— BEGIN PROVIDED RECORDS —

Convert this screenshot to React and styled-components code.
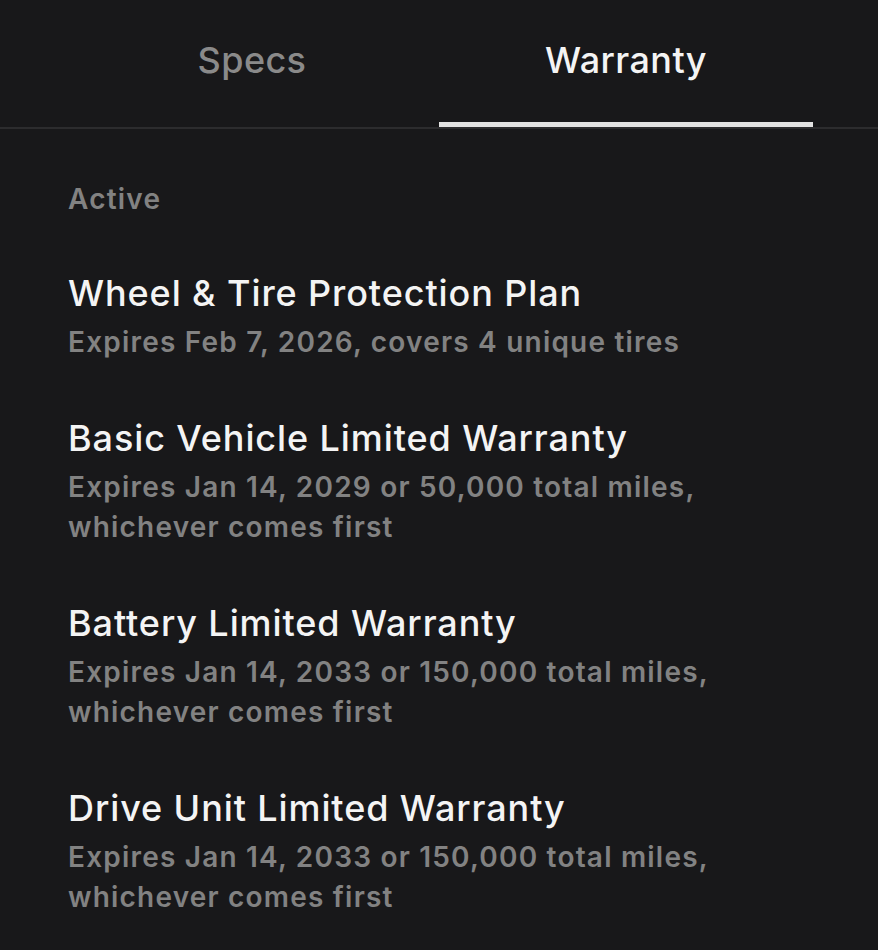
import React from 'react'
import styled, { createGlobalStyle } from "styled-components"

const GlobalStyle = createGlobalStyle`
  html, body {
    margin: 0;
    padding: 0;
    background: #18181a;
  }
  body {
    font-family: Inter, "Noto Sans", "Liberation Sans", sans-serif;
    -webkit-font-smoothing: antialiased;
  }
`;

const warranties = [
  {
    title: "Wheel & Tire Protection Plan",
    lines: ["Expires Feb 7, 2026, covers 4 unique tires"],
  },
  {
    title: "Basic Vehicle Limited Warranty",
    lines: ["Expires Jan 14, 2029 or 50,000 total miles,", "whichever comes first"],
  },
  {
    title: "Battery Limited Warranty",
    lines: ["Expires Jan 14, 2033 or 150,000 total miles,", "whichever comes first"],
  },
  {
    title: "Drive Unit Limited Warranty",
    lines: ["Expires Jan 14, 2033 or 150,000 total miles,", "whichever comes first"],
  },
];

const App = () => {
  return (
    <Container>
      <GlobalStyle />
      <TabBar>
        <Tab>Specs</Tab>
        <Tab active>Warranty</Tab>
      </TabBar>
      <Content>
        <SectionLabel>Active</SectionLabel>
        <List>
          {warranties.map((w) => (
            <Item key={w.title}>
              <Title>{w.title}</Title>
              {w.lines.map((l) => (
                <Detail key={l}>{l}</Detail>
              ))}
            </Item>
          ))}
        </List>
      </Content>
    </Container>
  );
}

export default App

const Container = styled.div`
  width: 878px;
  min-height: 950px;
  background: #18181a;
  display: flex;
  flex-direction: column;
`;
const TabBar = styled.div`
  display: flex;
  padding: 0 65px;
  height: 127px;
  border-bottom: 2px solid #2c2c2e;
`;
const Tab = styled.div`
  flex: 1;
  display: flex;
  justify-content: center;
  padding-top: 38px;
  box-sizing: border-box;
  font-size: 36px;
  font-weight: 500;
  letter-spacing: 0.4px;
  color: ${(p) => (p.active ? "#f4f4f4" : "#8a8a8a")};
  border-bottom: 5px solid ${(p) => (p.active ? "#e2e2e2" : "transparent")};
`;
const Content = styled.div`
  padding: 54px 68px 0;
  display: flex;
  flex-direction: column;
`;
const SectionLabel = styled.div`
  font-size: 28px;
  font-weight: 600;
  letter-spacing: 1.2px;
  color: #828282;
  line-height: 32px;
`;
const List = styled.div`
  display: flex;
  flex-direction: column;
  gap: 56px;
  margin-top: 58px;
`;
const Item = styled.div`
  display: flex;
  flex-direction: column;
`;
const Title = styled.div`
  font-size: 36px;
  font-weight: 500;
  letter-spacing: 0.9px;
  color: #f4f4f4;
  line-height: 40px;
  margin-bottom: 9px;
`;
const Detail = styled.div`
  font-size: 28px;
  font-weight: 600;
  letter-spacing: 1.2px;
  color: #828282;
  line-height: 40px;
`;
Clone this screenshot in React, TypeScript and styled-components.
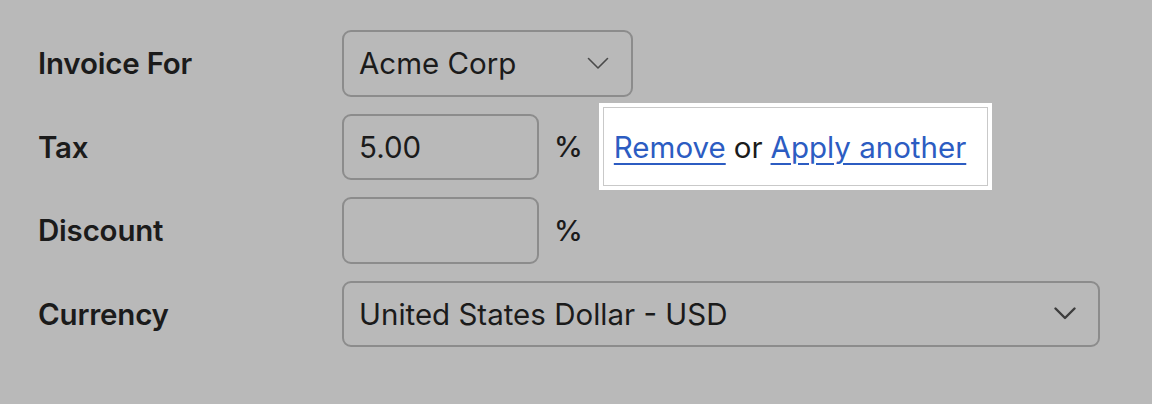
import styled, { createGlobalStyle } from "styled-components"

const GlobalStyle = createGlobalStyle`
  html, body {
    margin: 0;
    padding: 0;
    background: #b9b9b9;
  }
  body {
    font-family: Inter, "Noto Sans", sans-serif;
    color: #1b1b1b;
  }
`

const Form = styled.div`
  display: grid;
  grid-template-columns: 304px auto;
  grid-auto-rows: 66.5px;
  row-gap: 17px;
  align-items: center;
  padding: 30px 0 0 38px;
  width: 1152px;
  height: 404px;
  box-sizing: border-box;
`

const Label = styled.div`
  font-size: 29.5px;
  font-weight: 600;
  letter-spacing: -0.2px;
`

const Field = styled.div`
  display: flex;
  align-items: center;
  gap: 15px;
  height: 100%;
`

const Box = styled.div<{ width: number }>`
  box-sizing: border-box;
  width: ${(p) => p.width}px;
  height: 66.5px;
  border: 2px solid #8c8c8c;
  border-radius: 9px;
  display: flex;
  align-items: center;
  justify-content: space-between;
  padding: 0 22px 0 15px;
  font-size: 29.5px;
  font-weight: 400;
`

const Unit = styled.span`
  font-size: 29px;
  font-weight: 500;
`

const Highlight = styled.div`
  box-sizing: border-box;
  height: 87px;
  width: 393px;
  margin-left: 1px;
  background: #fff;
  border: 4px solid #fff;
  outline: 1px solid #c9c9c9;
  outline-offset: -5px;
  display: flex;
  align-items: center;
  gap: 8px;
  padding: 0 11px;
  font-size: 29.5px;
`

const LinkText = styled.a`
  color: #2c5cc2;
  text-decoration: underline;
  text-decoration-thickness: 2px;
  text-underline-offset: 5px;
  cursor: pointer;
`

const Chevron = ({ dark }: { dark?: boolean }) => (
  <svg width="22" height="13" viewBox="0 0 22 13" fill="none">
    <path
      d="M1.5 1.5 L11 11 L20.5 1.5"
      stroke={dark ? "#3d3d3d" : "#4a4a4a"}
      strokeWidth={dark ? 2.4 : 1.6}
      strokeLinecap="round"
      strokeLinejoin="round"
    />
  </svg>
)

export default function App() {
  return (
    <>
      <GlobalStyle />
      <Form>
        <Label>Invoice For</Label>
        <Field>
          <Box width={291}>
            <span>Acme Corp</span>
            <Chevron />
          </Box>
        </Field>

        <Label>Tax</Label>
        <Field>
          <Box width={197}>5.00</Box>
          <Unit>%</Unit>
          <Highlight>
            <LinkText>Remove</LinkText>
            <span>or</span>
            <LinkText>Apply another</LinkText>
          </Highlight>
        </Field>

        <Label>Discount</Label>
        <Field>
          <Box width={197} />
          <Unit>%</Unit>
        </Field>

        <Label>Currency</Label>
        <Field>
          <Box width={758}>
            <span>United States Dollar - USD</span>
            <Chevron dark />
          </Box>
        </Field>
      </Form>
    </>
  )
}
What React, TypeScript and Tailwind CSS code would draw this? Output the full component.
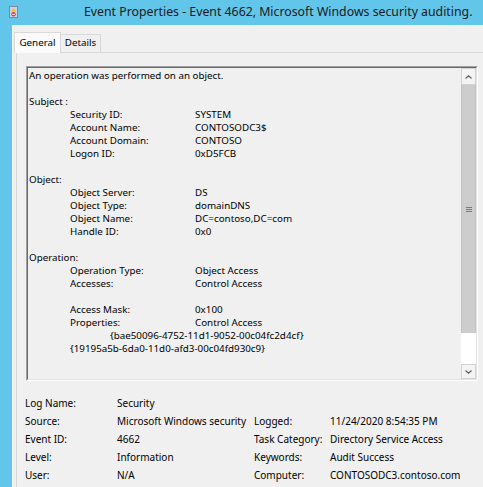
import React from 'react';

const body = [
  { t: 'text', a: 'An operation was performed on an object.' },
  { t: 'blank' },
  { t: 'text', a: 'Subject :' },
  { t: 'kv', a: 'Security ID:', b: 'SYSTEM' },
  { t: 'kv', a: 'Account Name:', b: 'CONTOSODC3$' },
  { t: 'kv', a: 'Account Domain:', b: 'CONTOSO' },
  { t: 'kv', a: 'Logon ID:', b: '0xD5FCB' },
  { t: 'blank' },
  { t: 'text', a: 'Object:' },
  { t: 'kv', a: 'Object Server:', b: 'DS' },
  { t: 'kv', a: 'Object Type:', b: 'domainDNS' },
  { t: 'kv', a: 'Object Name:', b: 'DC=contoso,DC=com' },
  { t: 'kv', a: 'Handle ID:', b: '0x0' },
  { t: 'blank' },
  { t: 'text', a: 'Operation:' },
  { t: 'kv', a: 'Operation Type:', b: 'Object Access' },
  { t: 'kv', a: 'Accesses:', b: 'Control Access' },
  { t: 'blank' },
  { t: 'kv', a: 'Access Mask:', b: '0x100' },
  { t: 'kv', a: 'Properties:', b: 'Control Access' },
  { t: 'deep', a: '{bae50096-4752-11d1-9052-00c04fc2d4cf}' },
  { t: 'sub', a: '{19195a5b-6da0-11d0-afd3-00c04fd930c9}' },
];

const info = [
  ['Log Name:', 'Security', '', ''],
  ['Source:', 'Microsoft Windows security', 'Logged:', '11/24/2020 8:54:35 PM'],
  ['Event ID:', '4662', 'Task Category:', 'Directory Service Access'],
  ['Level:', 'Information', 'Keywords:', 'Audit Success'],
  ['User:', 'N/A', 'Computer:', 'CONTOSODC3.contoso.com'],
];

function EventIcon() {
  return (
    <svg width="9" height="12" viewBox="0 0 9 12">
      <rect x="0.5" y="0.5" width="8" height="11" fill="#c9d3e6" stroke="#7a87a8" />
      <path d="M4.5 1.5 L7 5.5 H2 Z" fill="#f2c02c" />
      <circle cx="4.5" cy="8.3" r="2.2" fill="#e23a3a" />
      <rect x="3" y="7.9" width="3" height="0.9" fill="#fff" />
    </svg>
  );
}

function Arrow({ up }: { up?: boolean }) {
  return (
    <svg width="7" height="4" viewBox="0 0 7 4">
      <path d={up ? 'M0.5 3.5 L3.5 0.8 L6.5 3.5' : 'M0.5 0.5 L3.5 3.2 L6.5 0.5'} fill="none" stroke="#606060" strokeWidth="1.2" />
    </svg>
  );
}

export default function App() {
  return (
    <div className="w-[483px] h-[487px] overflow-hidden bg-[#62c6ea] font-['Noto_Sans',sans-serif] text-black">
      <div className="h-[25px] flex items-center">
        <div className="ml-[9px] mt-[-2px]"><EventIcon /></div>
        <div className="ml-[66px] text-[12.3px] leading-none text-[#1a1a1a] whitespace-nowrap">
          Event Properties - Event 4662, Microsoft Windows security auditing.
        </div>
      </div>
      <div className="ml-[12px] h-[462px] bg-[#f0f0f0] border-l border-[#f8f8f8] pt-[7px] pl-[1px]">
        <div className="flex items-end h-[20px] text-[9.8px]">
          <div className="relative z-10 -mb-px w-[47px] h-[21px] border border-b-0 border-[#d9d9d9] bg-[#fbfbfb] flex items-center justify-center">
            General
          </div>
          <div className="w-[40px] h-[18px] border-t border-r border-[#d9d9d9] bg-[#f0f0f0] flex items-center justify-center">
            Details
          </div>
        </div>
        <div className="ml-[2px] w-[500px] h-[440px] border-t border-l border-[#d9d9d9] bg-[#f0f0f0] pt-[13px] pl-[9px]">
          <div className="w-[452px] h-[315px] flex border-t border-l border-[#a0a0a0] border-b border-r border-b-white border-r-white">
            <div className="flex flex-1 border-t border-l border-[#696969] border-b border-r border-b-[#e3e3e3] border-r-[#e3e3e3]">
              <div className="flex-1 pl-px pt-px text-[9.8px] leading-[13px] whitespace-nowrap">
                {body.map((r, i) => {
                  if (r.t === 'blank') return <div key={i} className="h-[13px]" />;
                  if (r.t === 'text') return <div key={i} className="h-[13px]">{r.a}</div>;
                  if (r.t === 'deep') return <div key={i} className="h-[13px] pl-[81px]">{r.a}</div>;
                  if (r.t === 'sub') return <div key={i} className="h-[13px] pl-[41px]">{r.a}</div>;
                  return (
                    <div key={i} className="h-[13px] flex">
                      <div className="pl-[41px] w-[166px]">{r.a}</div>
                      <div>{r.b}</div>
                    </div>
                  );
                })}
              </div>
              <div className="w-[15px] flex flex-col bg-white">
                <div className="h-[17px] border border-[#d2d2d2] bg-[#f4f4f4] flex items-center justify-center"><Arrow up /></div>
                <div className="h-[248px] bg-[#cdcdcd] border-x border-[#c2c2c2] flex items-center justify-center">
                  <div className="flex flex-col gap-[1px]">
                    <div className="w-[6px] h-px bg-[#7a7a7a]" />
                    <div className="w-[6px] h-px bg-[#7a7a7a]" />
                    <div className="w-[6px] h-px bg-[#7a7a7a]" />
                  </div>
                </div>
                <div className="flex-1" />
                <div className="h-[15px] border border-[#d2d2d2] bg-[#f4f4f4] flex items-center justify-center"><Arrow /></div>
              </div>
            </div>
          </div>
          <div className="mt-[13px] -ml-[1px] text-[10px] leading-[18px] whitespace-nowrap">
            {info.map((r, i) => (
              <div key={i} className="flex h-[18px]">
                <div className="w-[92px]">{r[0]}</div>
                <div className="w-[137px]">{r[1]}</div>
                <div className="w-[76px]">{r[2]}</div>
                <div>{r[3]}</div>
              </div>
            ))}
          </div>
        </div>
      </div>
    </div>
  );
}
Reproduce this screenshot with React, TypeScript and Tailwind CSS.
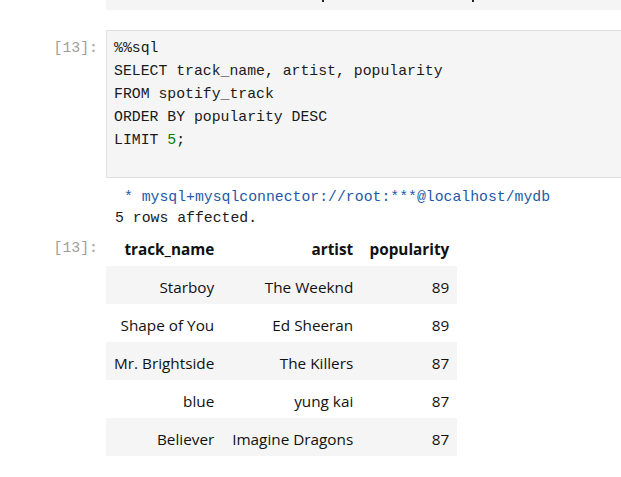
import React from "react";

const mono = { fontFamily: '"Liberation Mono", "DejaVu Sans Mono", monospace' };
const sans = { fontFamily: '"Open Sans", "Noto Sans", sans-serif' };

const rows = [
  ["Starboy", "The Weeknd", "89"],
  ["Shape of You", "Ed Sheeran", "89"],
  ["Mr. Brightside", "The Killers", "87"],
  ["blue", "yung kai", "87"],
  ["Believer", "Imagine Dragons", "87"],
];

function Prompt({ className = "" }: { className?: string }) {
  return (
    <div
      className={`w-[106px] shrink-0 pr-[8px] text-right text-[14.8px] text-[#9e9e9e] ${className}`}
      style={mono}
    >
      [13]:
    </div>
  );
}

export default function App() {
  return (
    <div className="w-[621px] h-[477px] overflow-hidden bg-white relative">
      {/* previous cell remnant */}
      <div className="ml-[106px] h-[10px] bg-[#f5f5f5] relative overflow-hidden">
        <div className="absolute left-[216px] top-0 w-[2px] h-[2px] bg-[#222]" />
        <div className="absolute left-[366px] top-0 w-[2px] h-[2px] bg-[#222]" />
      </div>

      {/* code cell */}
      <div className="flex mt-[20px]">
        <Prompt className="pt-[7px] leading-[23px]" />
        <div
          className="flex-1 h-[148px] border border-r-0 border-[#e0e0e0] bg-[#f5f5f5] pl-[7px] pt-[6px] text-[14.8px] leading-[23px] text-[#1a1a1a] whitespace-pre"
          style={mono}
        >
          <div>%%sql</div>
          <div>SELECT track_name, artist, popularity</div>
          <div>FROM spotify_track</div>
          <div>ORDER BY popularity DESC</div>
          <div>
            LIMIT <span className="text-[#008000]">5</span>;
          </div>
        </div>
      </div>

      {/* output text */}
      <div
        className="ml-[115px] mt-[9px] text-[14.8px] leading-[21px] whitespace-pre"
        style={mono}
      >
        <div className="text-[#1d5aa6]"> * mysql+mysqlconnector://root:***@localhost/mydb</div>
        <div className="text-[#1a1a1a]">5 rows affected.</div>
      </div>

      {/* table output */}
      <div className="flex mt-[3px]">
        <Prompt className="pt-[6px] leading-[20px]" />
        <table
          className="border-collapse text-[15.3px] text-[#111]"
          style={sans}
        >
          <thead>
            <tr className="h-[34px]">
              <th className="w-[116px] px-[8px] text-right font-bold">track_name</th>
              <th className="w-[139px] px-[8px] text-right font-bold">artist</th>
              <th className="w-[96px] px-[8px] text-right font-bold">popularity</th>
            </tr>
          </thead>
          <tbody>
            {rows.map((r, i) => (
              <tr key={i} className={`h-[38px] ${i % 2 === 0 ? "bg-[#f5f5f5]" : "bg-white"}`}>
                <td className="px-[8px] pt-[4px] pb-0 text-right whitespace-nowrap">{r[0]}</td>
                <td className="px-[8px] pt-[4px] pb-0 text-right whitespace-nowrap">{r[1]}</td>
                <td className="px-[8px] pt-[4px] pb-0 text-right whitespace-nowrap">{r[2]}</td>
              </tr>
            ))}
          </tbody>
        </table>
      </div>
    </div>
  );
}
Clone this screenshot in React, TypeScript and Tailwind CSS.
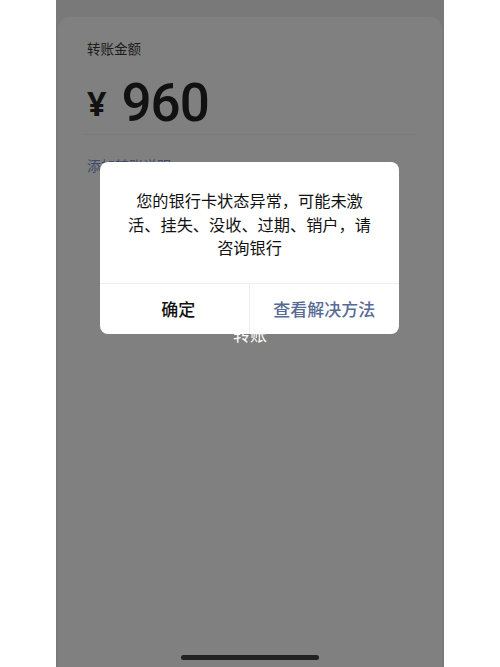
import React from "react";

const cjk = { fontFamily: '"Noto Sans CJK SC", "Noto Sans", sans-serif' };

export default function App() {
  return (
    <div className="w-[500px] h-[667px] bg-white flex justify-center overflow-hidden" style={cjk}>
      <div className="relative w-[388px] h-[667px] bg-[#797979] pt-[17px] px-[2px] flex flex-col">
        <div className="flex-1 bg-[#808080] rounded-t-[12px] px-[29px] pt-[21px] flex flex-col">
          <div className="text-[13.5px] leading-[20px] text-[#1c1c1c]">转账金额</div>
          <div className="mt-[19px] flex items-center h-[52px]">
            <span
              className="text-[34px] font-bold leading-none text-[#111] mr-[15px]"
              style={{ fontFamily: '"Noto Sans", sans-serif' }}
            >
              ¥
            </span>
            <span
              className="text-[53px] font-medium leading-none text-[#111] tracking-[-1px]"
              style={{ fontFamily: 'Roboto, "Noto Sans", sans-serif' }}
            >
              960
            </span>
          </div>
          <div className="mt-[5px] h-px bg-[#7b7b7b] -mx-[4px]" />
          <div className="mt-[20px] text-[14px] leading-[20px] text-[#3e4a6a]">添加转账说明</div>
          <div className="mt-[148px] text-center text-[17px] leading-[22px] text-white">转账</div>
        </div>

        <div className="absolute left-[44px] top-[162px] w-[299px] h-[172px] bg-white rounded-[8px] flex flex-col">
          <div className="flex-1 pt-[27px] px-[20px] text-center text-[16.2px] leading-[23.5px] text-[#111]">
            您的银行卡状态异常，可能未激
            <br />
            活、挂失、没收、过期、销户，请
            <br />
            咨询银行
          </div>
          <div className="h-[51px] border-t border-[#efefef] grid grid-cols-2">
            <div className="flex items-center justify-center text-[17px] font-medium text-[#111] border-r border-[#efefef]">
              <span className="ml-[8px]">确定</span>
            </div>
            <div className="flex items-center justify-center text-[17px] font-medium text-[#576b95]">
              查看解决方法
            </div>
          </div>
        </div>

        <div className="absolute left-[125px] top-[655px] w-[138px] h-[5px] rounded-full bg-[#222]" />
      </div>
    </div>
  );
}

— END PROVIDED RECORDS —

*WHAT IS REQUIRED*. List all lines holding the string "code".

*ANSWER TO THIS PROBLEM*.
Convert this screenshot to React and styled-components code.
What React, TypeScript and Tailwind CSS code would draw this? Output the full component.
      {/* code cell */}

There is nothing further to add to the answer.